The section also includes some common problems with the LIM, the RES and
interactive applications.
LIM dies quietly
Run the following command to check for errors in the LIM configuration files.
% lsadmin ckconfig -v
This displays most configuration errors. If this does not report any errors, check in the
LIM error log.
LIM unavailable
Sometimes the LIM is up, but executing the lsload command prints the following
error message:
Communication time out.
If the LIM has just been started, this is normal, because the LIM needs time to get
initialized by reading configuration files and contacting other LIMs.

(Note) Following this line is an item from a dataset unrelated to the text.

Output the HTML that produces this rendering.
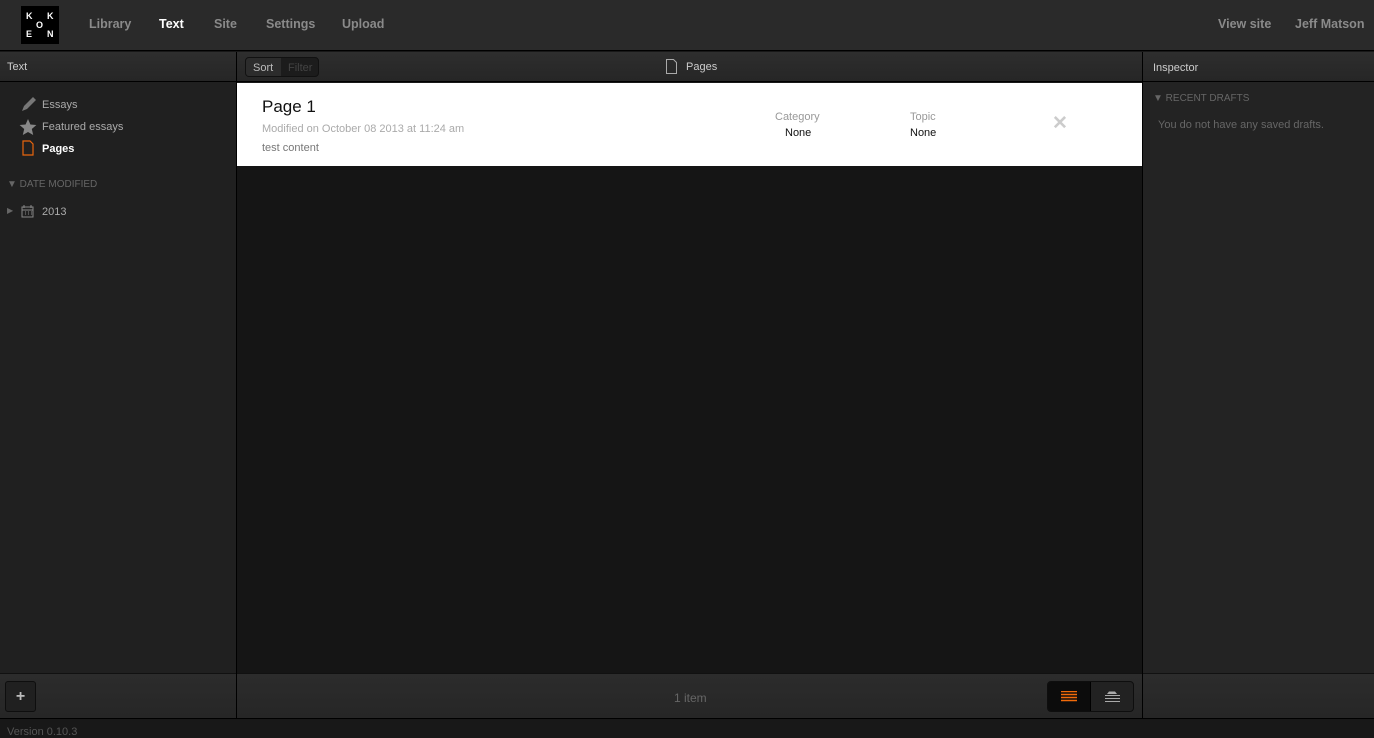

If the LIM does not become available within one or two minutes, check the LIM error
log for the host you are working on.
When the local LIM is running but there is no master LIM in the cluster, LSF
applications display the following message:
Cannot locate master LIM now, try later.
Check the LIM error logs on the first few hosts listed in the Host section of the
lsf.cluster.cluster_name file. If LSF_MASTER_LIST is defined in lsf.conf,
check the LIM error logs on the hosts listed in this parameter instead.
Master LIM is down
Sometimes the master LIM is up, but executing the lsload or lshosts command
prints the following error message:
Master LIM is down; try later
If the /etc/hosts file on the host where the master LIM is running is configured with
the host name assigned to the loopback IP address (127.0.0.1), LSF client LIMs cannot
contact the master LIM. When the master LIM starts up, it sets its official host name
and IP address to the loopback address. Any client requests will get the master LIM
address as 127.0.0.1, and try to connect to it, and in fact will try to access itself.
Check the IP configuration of your master LIM in
/etc/hosts. The following
example incorrectly sets the master LIM IP address to the loopback address:
127.0.0.1 localhost myhostname
The following example correctly sets the master LIM IP address:
127.0.0.1 localhost
192.168.123.123 myhostname